- **Problem details**: Copy the data that follows exactly. Include no pictures.

- **Collected material**:
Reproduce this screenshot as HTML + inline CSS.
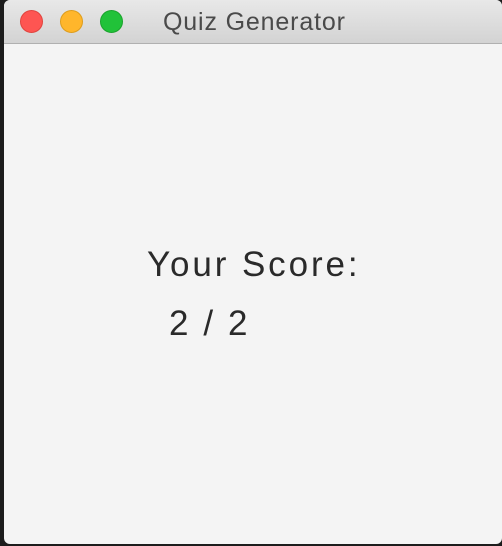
<!DOCTYPE html>
<html><head><style>
body{margin:0;width:502px;height:546px;background:#1c1c1c;position:relative;overflow:hidden;font-family:"Liberation Sans",sans-serif}
.win{position:absolute;left:4px;top:0;width:498px;height:544px;background:#f4f4f4;border-radius:6px;overflow:hidden}
.tb{height:43px;background:linear-gradient(#e8e8e8,#d3d3d3);border-bottom:1px solid #b0b0b0;position:relative}
.d{position:absolute;top:10px;width:23px;height:23px;border-radius:50%;box-sizing:border-box}
.t{position:absolute;left:159px;top:8px;font-size:25px;color:#4a4a4a;letter-spacing:0.85px}
.s{position:absolute;color:#2a2a2a;font-size:35px}
</style></head><body>
<div class="win">
<div class="tb">
<div class="d" style="left:16px;background:#fe5552;border:1px solid #e0443e"></div>
<div class="d" style="left:56px;background:#ffb62b;border:1px solid #de9d1c"></div>
<div class="d" style="left:96px;background:#21c239;border:1px solid #1aa32c"></div>
<div class="t">Quiz Generator</div>
</div>
<div class="s" style="left:143px;top:245px;letter-spacing:2.9px">Your Score:</div>
<div class="s" style="left:165px;top:304px;letter-spacing:2.6px">2 / 2</div>
</div>
</body></html>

- **Answer to the task**:
Reproduce this screenshot as HTML + inline CSS.
<!DOCTYPE html>
<html><head><style>
body{margin:0;width:502px;height:546px;background:#1c1c1c;position:relative;overflow:hidden;font-family:"Liberation Sans",sans-serif}
.win{position:absolute;left:4px;top:0;width:498px;height:544px;background:#f4f4f4;border-radius:6px;overflow:hidden}
.tb{height:43px;background:linear-gradient(#e8e8e8,#d3d3d3);border-bottom:1px solid #b0b0b0;position:relative}
.d{position:absolute;top:10px;width:23px;height:23px;border-radius:50%;box-sizing:border-box}
.t{position:absolute;left:159px;top:8px;font-size:25px;color:#4a4a4a;letter-spacing:0.85px}
.s{position:absolute;color:#2a2a2a;font-size:35px}
</style></head><body>
<div class="win">
<div class="tb">
<div class="d" style="left:16px;background:#fe5552;border:1px solid #e0443e"></div>
<div class="d" style="left:56px;background:#ffb62b;border:1px solid #de9d1c"></div>
<div class="d" style="left:96px;background:#21c239;border:1px solid #1aa32c"></div>
<div class="t">Quiz Generator</div>
</div>
<div class="s" style="left:143px;top:245px;letter-spacing:2.9px">Your Score:</div>
<div class="s" style="left:165px;top:304px;letter-spacing:2.6px">2 / 2</div>
</div>
</body></html>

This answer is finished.